Greenpeace saw the opportunity and grabbed it. They’ve extended the voting to capitalize on the buzz. They quickly mobilized to develop Mr. Splashy Pants merchandise. They’re embracing it on their blog.
The entire affair is getting lots of press and it will probably pop up in the MSM in next few days. It’s an immeasureable PR coup for the cause.
But when you read through the comments on their blog and posts on other blogs, you’ll find some Greenpeace supporters who are not happy at all about the name.
One of the main reasons that so many non-profits (and for-profit businesses) languish is that they spend most of their time talking to the people who are already familiar with the cause and are already ardent supporters. While it’s important to cultivate your core, you have to find new people in order to grow. For some of the inside core, this feels like outsiders are hijacking the organization.
Some people are so comfortable and locked up in the “normalcy” of the cause or the business that they can’t see the massive opportunities right below the surface.
This seems obvious — but the best way to get attention is to stand out from the crowd.
I have never stepped inside an Abercrombie and Fitch store. Sadly, I’m too old to pull it off.

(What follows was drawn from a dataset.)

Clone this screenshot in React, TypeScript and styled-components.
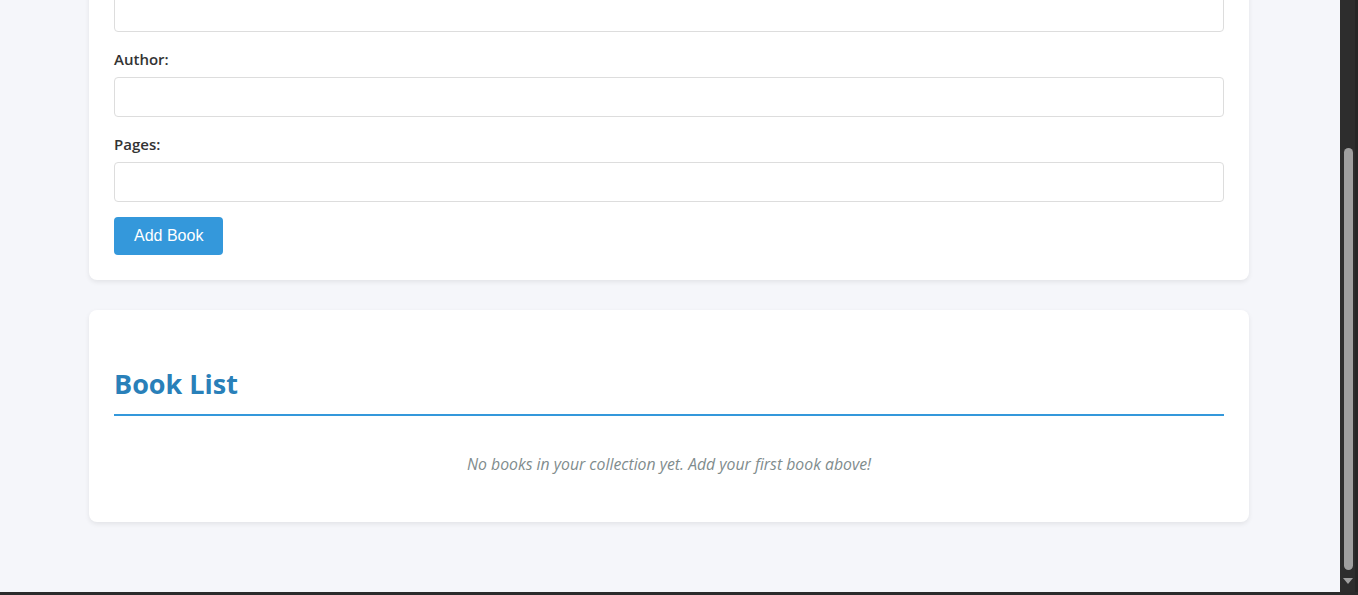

They’ve built a brand around a certain look. Their marketing reflects the shirtless chiseled male — a.k.a. the “Abercrombie look” (which sadly, I also cannot pull off)
Last Saturday, an improv group of 111 men of all shapes and sizes shopped shirtless in the Abercrombie and Fitch store on 5th Avenue in New York. The customers and even the employees apparently thought it was great. The management of the store did not. You can read more about the event here.
Now this was a stunt, but it reflected the brand that A+F tries to cultivate. It was a fun thing that the other customers in the store were enjoying. There was a great opportunity for positive PR had the management worked with it. But they squished it. The most disturbing part of the story in the link above is how the security pulled one of the participants away from the cash registers as he was handing over his credit card to purchase an overpriced shirt.
Here’s the question you need to ask yourself: If a large group of people came into your business today and tried to participate in your brand, how would your management react?
In addition to conducting fire drills and severe weather drills, your business should be conducting “branding drills” and “PR drills”.